While that application was adjudicated, Grant joined a consortium led by Sidney Shlenker that was building two new independent stations in Texas. On January 4, 1981, KTXA began broadcasting to the Dallas–Fort Worth metroplex. It aired a mix of subscription television programs from ON TV and conventionally available independent shows. November 1982 brought KTXH in Houston, which was a full-time commercial independent.

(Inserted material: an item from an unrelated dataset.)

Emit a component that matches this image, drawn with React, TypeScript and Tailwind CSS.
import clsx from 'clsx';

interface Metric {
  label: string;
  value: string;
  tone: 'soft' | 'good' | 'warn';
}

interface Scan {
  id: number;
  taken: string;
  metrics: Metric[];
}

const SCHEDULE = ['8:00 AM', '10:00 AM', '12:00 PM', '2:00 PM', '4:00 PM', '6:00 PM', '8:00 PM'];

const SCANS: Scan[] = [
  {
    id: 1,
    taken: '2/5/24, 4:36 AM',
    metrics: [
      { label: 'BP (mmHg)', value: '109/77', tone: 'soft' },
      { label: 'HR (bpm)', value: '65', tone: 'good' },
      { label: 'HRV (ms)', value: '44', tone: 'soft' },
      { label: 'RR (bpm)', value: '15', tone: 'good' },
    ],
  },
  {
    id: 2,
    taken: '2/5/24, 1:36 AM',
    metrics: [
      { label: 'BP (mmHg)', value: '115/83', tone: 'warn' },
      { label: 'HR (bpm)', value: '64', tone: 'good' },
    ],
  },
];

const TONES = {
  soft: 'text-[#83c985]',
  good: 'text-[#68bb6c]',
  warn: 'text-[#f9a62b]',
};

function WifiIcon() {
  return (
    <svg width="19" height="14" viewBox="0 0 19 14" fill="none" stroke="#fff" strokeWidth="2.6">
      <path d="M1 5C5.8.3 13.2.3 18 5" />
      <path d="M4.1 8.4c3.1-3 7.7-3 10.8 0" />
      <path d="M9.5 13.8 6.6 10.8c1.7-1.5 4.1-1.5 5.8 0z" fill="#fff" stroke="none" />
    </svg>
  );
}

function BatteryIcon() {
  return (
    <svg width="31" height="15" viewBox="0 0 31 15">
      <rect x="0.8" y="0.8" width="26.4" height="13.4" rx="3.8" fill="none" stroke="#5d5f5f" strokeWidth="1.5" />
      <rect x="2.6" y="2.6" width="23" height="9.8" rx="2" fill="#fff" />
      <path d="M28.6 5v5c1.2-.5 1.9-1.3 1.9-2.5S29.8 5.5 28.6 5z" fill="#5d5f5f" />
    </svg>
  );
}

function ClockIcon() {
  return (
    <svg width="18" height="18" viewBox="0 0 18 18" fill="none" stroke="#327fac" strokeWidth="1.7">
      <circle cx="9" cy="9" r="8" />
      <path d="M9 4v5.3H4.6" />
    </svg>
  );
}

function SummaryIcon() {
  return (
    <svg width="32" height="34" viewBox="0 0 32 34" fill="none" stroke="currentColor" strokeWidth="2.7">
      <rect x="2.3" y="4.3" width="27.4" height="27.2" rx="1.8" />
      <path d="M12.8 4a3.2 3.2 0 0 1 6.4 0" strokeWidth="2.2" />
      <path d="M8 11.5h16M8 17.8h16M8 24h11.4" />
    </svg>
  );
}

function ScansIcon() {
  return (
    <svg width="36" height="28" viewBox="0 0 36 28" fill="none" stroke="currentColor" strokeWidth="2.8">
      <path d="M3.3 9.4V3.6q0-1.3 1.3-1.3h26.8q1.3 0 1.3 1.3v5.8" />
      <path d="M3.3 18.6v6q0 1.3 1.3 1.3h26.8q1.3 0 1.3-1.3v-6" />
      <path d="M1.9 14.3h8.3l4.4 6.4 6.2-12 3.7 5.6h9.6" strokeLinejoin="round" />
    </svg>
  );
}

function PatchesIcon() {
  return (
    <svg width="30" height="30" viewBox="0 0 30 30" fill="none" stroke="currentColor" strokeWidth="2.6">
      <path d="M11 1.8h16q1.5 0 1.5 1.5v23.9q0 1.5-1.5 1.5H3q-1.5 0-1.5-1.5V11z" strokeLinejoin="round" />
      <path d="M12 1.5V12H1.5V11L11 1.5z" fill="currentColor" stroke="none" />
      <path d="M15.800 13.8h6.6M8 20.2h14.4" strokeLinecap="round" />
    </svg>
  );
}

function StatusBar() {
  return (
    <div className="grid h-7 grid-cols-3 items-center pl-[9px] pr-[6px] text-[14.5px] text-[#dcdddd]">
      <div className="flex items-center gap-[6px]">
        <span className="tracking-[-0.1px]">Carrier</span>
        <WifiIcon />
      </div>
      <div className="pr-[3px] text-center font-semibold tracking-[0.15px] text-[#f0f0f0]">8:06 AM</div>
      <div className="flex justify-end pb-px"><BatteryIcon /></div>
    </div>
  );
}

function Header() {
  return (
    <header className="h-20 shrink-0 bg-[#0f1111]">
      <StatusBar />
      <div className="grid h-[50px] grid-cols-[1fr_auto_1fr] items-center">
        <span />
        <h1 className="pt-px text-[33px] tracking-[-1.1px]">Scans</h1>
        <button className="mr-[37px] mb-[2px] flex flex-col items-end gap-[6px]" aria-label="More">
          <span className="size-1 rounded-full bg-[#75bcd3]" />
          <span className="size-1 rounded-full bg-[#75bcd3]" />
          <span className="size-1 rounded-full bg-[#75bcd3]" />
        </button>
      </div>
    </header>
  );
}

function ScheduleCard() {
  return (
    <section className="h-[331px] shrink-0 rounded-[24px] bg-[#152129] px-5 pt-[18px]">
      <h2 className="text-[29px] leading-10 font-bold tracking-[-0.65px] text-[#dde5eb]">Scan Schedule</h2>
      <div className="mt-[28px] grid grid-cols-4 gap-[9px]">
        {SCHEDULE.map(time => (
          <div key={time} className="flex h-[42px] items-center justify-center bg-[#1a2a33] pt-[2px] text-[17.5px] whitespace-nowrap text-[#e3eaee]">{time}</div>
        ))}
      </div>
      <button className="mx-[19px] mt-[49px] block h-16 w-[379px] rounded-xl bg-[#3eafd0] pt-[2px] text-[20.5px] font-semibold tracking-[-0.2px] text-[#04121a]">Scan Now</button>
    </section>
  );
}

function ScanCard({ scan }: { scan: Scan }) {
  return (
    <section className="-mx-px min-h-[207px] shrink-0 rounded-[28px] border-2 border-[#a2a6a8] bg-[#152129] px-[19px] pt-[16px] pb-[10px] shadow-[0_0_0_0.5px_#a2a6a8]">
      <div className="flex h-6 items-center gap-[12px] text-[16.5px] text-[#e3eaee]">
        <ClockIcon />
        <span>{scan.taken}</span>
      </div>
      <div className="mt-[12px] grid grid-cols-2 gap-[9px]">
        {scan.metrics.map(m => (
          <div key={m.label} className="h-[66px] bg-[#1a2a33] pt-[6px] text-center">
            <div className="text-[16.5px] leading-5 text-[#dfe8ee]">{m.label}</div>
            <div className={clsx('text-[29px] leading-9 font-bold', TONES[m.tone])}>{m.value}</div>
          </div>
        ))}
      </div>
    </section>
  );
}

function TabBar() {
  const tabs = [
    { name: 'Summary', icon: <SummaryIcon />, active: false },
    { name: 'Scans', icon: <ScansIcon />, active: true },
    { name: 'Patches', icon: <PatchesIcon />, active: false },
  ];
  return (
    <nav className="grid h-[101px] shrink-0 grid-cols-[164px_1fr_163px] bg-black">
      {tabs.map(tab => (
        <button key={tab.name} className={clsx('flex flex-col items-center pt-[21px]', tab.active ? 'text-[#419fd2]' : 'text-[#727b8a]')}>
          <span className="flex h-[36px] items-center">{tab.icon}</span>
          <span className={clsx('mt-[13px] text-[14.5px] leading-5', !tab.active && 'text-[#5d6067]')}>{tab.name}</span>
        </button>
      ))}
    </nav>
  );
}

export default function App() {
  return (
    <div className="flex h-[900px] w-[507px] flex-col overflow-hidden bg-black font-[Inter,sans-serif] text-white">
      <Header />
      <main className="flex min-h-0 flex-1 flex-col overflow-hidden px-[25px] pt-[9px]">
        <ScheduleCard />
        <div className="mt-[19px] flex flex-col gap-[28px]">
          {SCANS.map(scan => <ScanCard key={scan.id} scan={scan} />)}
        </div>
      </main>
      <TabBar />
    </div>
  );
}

At the Texas stations, Grant iterated on a strategy that would initially be successful. KTXA had been the second of three new stations in six months in the Dallas–Fort Worth market, all of them hybrid commercial/subscription stations. In contrast to the other two hybrid startups that "merely appeared", Ed Bark of The Dallas Morning News wrote that KTXA had "burst into living rooms like a world-champion encyclopedia salesman", with nearly ubiquitous billboards, high-profile programming, and an emphasis on weekend movies. Grant declared the first month of KTXH—similarly fueled by high-profile programming and a plan to spend $250,000 on advertising in just two months—a success, fulfilling his goal of signing on a "full-grown TV station". KTXH also benefited from its other owners, which included Shlenker—owner of the Houston Rockets basketball team—and the Houston Sports Association, owner of the Houston Astros. Both teams were broadcast on the new station.
The pairing of KTXA and KTXH had proven to be successful and highly lucrative. Grant's aggressive programming and promotions strategy, plus a favorable climate for independent stations nationally, made the two stations highly profitable and attracted major bidders. Outlet Communications, the broadcasting division of The Outlet Company of Rhode Island, was one of several parties negotiating to buy KTXA and KTXH. However, negotiations fell through, and Grant instead sold the pair to the Gulf Broadcast Group for $158 million in May 1984. The sale was held up for several months at the FCC, which conditioned the purchase on Gulf divesting FM stations in both cities. The sale price was considered unprecedented given the short period of operation of the stations.